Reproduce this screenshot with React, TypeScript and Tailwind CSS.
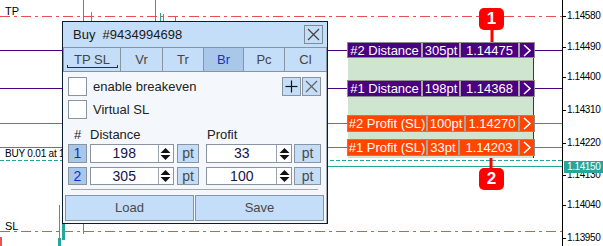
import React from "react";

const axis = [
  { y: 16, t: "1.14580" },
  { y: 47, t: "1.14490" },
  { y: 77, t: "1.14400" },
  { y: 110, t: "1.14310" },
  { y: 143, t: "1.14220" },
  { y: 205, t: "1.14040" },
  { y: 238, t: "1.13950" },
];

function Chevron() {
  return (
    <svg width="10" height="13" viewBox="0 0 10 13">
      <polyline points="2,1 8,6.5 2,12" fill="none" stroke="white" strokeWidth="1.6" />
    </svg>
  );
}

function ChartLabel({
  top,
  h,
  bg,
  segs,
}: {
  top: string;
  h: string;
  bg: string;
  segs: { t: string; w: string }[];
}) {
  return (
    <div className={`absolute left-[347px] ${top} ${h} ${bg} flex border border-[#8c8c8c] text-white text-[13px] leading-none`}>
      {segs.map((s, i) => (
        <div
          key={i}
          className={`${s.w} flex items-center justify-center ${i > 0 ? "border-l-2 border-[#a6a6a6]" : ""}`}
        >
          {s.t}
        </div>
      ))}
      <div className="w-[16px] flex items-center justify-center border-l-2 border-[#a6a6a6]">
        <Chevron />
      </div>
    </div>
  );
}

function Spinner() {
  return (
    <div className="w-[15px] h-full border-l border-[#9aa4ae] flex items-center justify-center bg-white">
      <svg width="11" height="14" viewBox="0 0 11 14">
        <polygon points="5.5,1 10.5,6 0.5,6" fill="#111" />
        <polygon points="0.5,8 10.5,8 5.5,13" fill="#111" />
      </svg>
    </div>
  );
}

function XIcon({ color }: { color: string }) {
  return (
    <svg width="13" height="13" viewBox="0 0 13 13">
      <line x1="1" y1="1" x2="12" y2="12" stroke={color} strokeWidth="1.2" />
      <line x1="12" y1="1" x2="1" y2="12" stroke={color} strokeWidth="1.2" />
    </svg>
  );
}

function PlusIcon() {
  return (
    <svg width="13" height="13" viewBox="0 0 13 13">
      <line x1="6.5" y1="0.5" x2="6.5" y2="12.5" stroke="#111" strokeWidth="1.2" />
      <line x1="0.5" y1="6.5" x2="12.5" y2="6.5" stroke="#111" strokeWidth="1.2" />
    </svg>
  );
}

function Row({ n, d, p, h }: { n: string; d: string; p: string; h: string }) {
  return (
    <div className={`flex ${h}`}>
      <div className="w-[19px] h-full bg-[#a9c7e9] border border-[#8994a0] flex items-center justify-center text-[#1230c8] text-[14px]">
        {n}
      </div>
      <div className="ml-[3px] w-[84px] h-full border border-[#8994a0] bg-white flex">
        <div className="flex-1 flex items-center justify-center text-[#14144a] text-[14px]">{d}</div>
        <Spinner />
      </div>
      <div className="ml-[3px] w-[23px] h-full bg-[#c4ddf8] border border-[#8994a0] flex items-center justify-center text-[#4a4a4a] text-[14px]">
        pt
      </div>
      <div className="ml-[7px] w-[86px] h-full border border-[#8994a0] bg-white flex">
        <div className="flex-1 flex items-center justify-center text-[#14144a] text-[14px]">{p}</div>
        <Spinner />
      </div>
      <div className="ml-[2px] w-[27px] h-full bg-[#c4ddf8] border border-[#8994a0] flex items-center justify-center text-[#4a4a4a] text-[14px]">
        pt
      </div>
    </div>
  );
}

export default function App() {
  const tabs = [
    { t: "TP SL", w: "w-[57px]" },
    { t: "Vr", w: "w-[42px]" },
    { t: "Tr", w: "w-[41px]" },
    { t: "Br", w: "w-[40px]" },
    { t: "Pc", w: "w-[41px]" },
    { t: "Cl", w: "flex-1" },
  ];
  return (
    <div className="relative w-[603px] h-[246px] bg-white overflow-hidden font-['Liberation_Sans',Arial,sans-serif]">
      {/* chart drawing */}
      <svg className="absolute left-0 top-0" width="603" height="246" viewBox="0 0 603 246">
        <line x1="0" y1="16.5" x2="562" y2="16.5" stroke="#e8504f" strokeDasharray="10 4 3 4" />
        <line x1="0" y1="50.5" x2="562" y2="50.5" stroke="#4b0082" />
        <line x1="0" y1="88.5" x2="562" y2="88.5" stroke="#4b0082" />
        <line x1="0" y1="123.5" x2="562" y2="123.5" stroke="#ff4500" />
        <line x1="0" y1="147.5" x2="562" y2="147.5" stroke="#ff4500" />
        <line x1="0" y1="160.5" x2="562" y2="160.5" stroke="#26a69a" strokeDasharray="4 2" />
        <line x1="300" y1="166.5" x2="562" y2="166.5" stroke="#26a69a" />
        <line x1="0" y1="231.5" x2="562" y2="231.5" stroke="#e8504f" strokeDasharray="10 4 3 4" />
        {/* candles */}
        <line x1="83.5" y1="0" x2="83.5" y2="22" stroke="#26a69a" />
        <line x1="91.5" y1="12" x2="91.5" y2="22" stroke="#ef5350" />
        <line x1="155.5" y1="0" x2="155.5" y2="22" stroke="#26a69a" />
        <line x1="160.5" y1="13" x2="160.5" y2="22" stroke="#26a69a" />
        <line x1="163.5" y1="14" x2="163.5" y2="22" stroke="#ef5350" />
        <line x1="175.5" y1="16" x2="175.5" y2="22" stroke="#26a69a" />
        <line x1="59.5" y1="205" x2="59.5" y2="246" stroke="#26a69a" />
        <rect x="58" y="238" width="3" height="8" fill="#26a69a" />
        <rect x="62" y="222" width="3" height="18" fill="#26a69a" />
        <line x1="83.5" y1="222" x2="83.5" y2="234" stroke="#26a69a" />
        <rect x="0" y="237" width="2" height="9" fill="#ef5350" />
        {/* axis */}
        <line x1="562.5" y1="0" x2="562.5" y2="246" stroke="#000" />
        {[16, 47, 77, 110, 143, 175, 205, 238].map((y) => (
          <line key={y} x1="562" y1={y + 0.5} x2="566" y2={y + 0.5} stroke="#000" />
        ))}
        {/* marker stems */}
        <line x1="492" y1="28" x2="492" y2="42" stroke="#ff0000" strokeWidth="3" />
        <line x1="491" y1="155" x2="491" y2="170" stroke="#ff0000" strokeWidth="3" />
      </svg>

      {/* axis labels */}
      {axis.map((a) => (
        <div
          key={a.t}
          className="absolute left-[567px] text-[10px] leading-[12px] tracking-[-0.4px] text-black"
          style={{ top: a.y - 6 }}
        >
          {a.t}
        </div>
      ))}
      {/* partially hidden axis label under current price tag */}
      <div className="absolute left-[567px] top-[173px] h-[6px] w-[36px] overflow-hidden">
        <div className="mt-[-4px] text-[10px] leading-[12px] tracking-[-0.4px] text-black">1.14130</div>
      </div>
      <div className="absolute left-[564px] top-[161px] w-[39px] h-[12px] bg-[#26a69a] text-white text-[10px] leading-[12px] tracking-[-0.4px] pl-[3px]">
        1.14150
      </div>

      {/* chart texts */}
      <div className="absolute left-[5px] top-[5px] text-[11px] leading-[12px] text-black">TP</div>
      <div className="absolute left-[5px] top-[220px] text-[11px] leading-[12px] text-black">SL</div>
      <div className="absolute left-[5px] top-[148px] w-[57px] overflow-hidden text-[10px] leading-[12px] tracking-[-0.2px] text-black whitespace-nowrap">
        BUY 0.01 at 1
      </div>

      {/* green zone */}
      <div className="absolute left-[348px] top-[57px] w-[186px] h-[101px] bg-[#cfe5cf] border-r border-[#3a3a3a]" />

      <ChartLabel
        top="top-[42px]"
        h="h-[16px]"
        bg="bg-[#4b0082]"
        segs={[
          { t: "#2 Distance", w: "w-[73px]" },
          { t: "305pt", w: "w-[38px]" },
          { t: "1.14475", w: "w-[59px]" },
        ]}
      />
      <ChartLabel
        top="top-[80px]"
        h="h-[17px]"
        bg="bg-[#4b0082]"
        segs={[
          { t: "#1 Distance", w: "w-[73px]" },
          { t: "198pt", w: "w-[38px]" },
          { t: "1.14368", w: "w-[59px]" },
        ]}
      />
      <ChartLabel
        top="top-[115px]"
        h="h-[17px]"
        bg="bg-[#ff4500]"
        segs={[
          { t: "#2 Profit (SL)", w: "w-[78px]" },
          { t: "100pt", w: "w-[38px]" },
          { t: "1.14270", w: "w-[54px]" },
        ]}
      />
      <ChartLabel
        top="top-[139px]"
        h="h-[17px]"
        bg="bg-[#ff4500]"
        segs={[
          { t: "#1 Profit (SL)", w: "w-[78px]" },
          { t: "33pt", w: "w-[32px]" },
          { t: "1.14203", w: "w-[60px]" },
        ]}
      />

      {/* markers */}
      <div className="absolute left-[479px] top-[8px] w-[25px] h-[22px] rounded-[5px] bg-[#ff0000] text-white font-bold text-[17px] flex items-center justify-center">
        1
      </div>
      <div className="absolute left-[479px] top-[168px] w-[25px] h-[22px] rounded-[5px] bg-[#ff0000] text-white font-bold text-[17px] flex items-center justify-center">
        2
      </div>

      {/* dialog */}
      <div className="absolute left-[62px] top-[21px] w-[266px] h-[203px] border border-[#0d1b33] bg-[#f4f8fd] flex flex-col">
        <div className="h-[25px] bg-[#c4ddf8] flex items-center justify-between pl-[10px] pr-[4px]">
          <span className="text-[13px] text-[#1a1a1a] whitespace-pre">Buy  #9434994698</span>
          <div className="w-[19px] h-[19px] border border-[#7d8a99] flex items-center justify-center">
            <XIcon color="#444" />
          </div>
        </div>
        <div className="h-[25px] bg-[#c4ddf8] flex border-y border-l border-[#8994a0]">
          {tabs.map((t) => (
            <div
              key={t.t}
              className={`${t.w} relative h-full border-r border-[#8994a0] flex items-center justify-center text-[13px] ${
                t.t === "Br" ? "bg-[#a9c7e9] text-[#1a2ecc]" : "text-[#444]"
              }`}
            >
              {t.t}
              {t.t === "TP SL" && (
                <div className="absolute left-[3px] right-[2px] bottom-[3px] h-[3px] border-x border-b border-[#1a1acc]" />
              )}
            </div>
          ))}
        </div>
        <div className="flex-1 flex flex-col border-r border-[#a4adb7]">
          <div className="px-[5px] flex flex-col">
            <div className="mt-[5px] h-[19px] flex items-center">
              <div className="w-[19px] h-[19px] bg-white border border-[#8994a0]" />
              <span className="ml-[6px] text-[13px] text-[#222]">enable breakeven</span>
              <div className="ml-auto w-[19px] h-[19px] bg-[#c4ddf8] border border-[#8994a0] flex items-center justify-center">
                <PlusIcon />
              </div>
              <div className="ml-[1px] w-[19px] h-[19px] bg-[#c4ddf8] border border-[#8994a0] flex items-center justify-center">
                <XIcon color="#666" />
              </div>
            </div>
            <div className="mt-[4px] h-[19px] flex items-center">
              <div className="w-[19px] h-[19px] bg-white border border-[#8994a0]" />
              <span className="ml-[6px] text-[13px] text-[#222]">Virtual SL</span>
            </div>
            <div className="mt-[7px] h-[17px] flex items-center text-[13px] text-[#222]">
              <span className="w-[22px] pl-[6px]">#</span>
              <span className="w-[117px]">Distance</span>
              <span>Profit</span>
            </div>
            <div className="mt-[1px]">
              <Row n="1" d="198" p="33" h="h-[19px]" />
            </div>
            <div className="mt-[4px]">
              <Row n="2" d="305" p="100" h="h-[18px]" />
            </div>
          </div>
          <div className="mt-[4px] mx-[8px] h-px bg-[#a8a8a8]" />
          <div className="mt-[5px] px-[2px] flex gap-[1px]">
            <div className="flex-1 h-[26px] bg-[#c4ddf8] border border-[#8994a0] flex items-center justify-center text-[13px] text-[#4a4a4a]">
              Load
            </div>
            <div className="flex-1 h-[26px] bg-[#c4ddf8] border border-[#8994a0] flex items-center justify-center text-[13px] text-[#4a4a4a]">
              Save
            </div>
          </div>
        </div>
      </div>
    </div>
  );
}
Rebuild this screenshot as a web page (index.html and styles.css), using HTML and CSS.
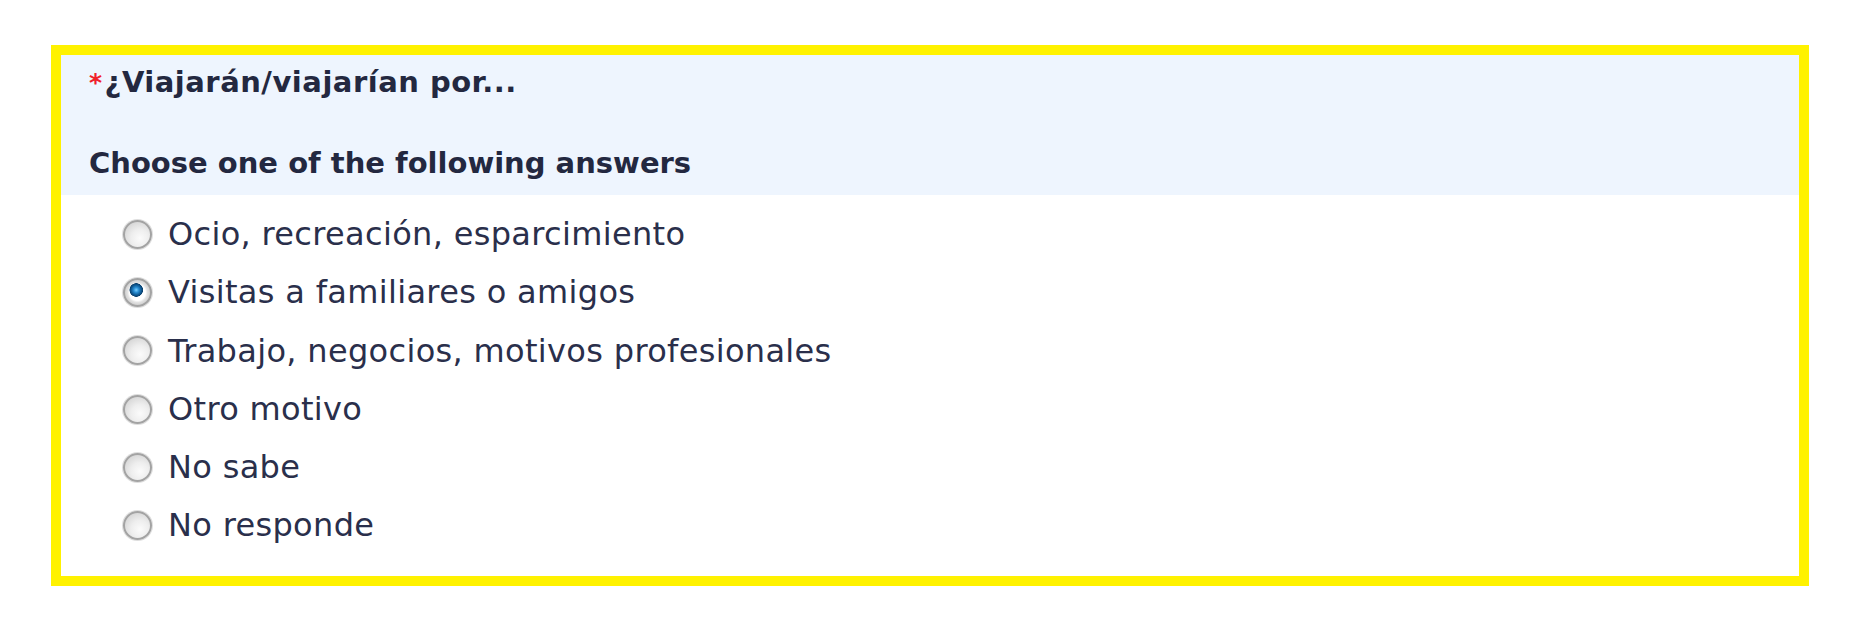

- _The problem_: Reproduce every line of the listing above in which the string "this" appears.

- _Task result_:
Reproduce this screenshot with React, TypeScript and Tailwind CSS.
Rebuild this screenshot as a web page (index.html and styles.css), using HTML and CSS.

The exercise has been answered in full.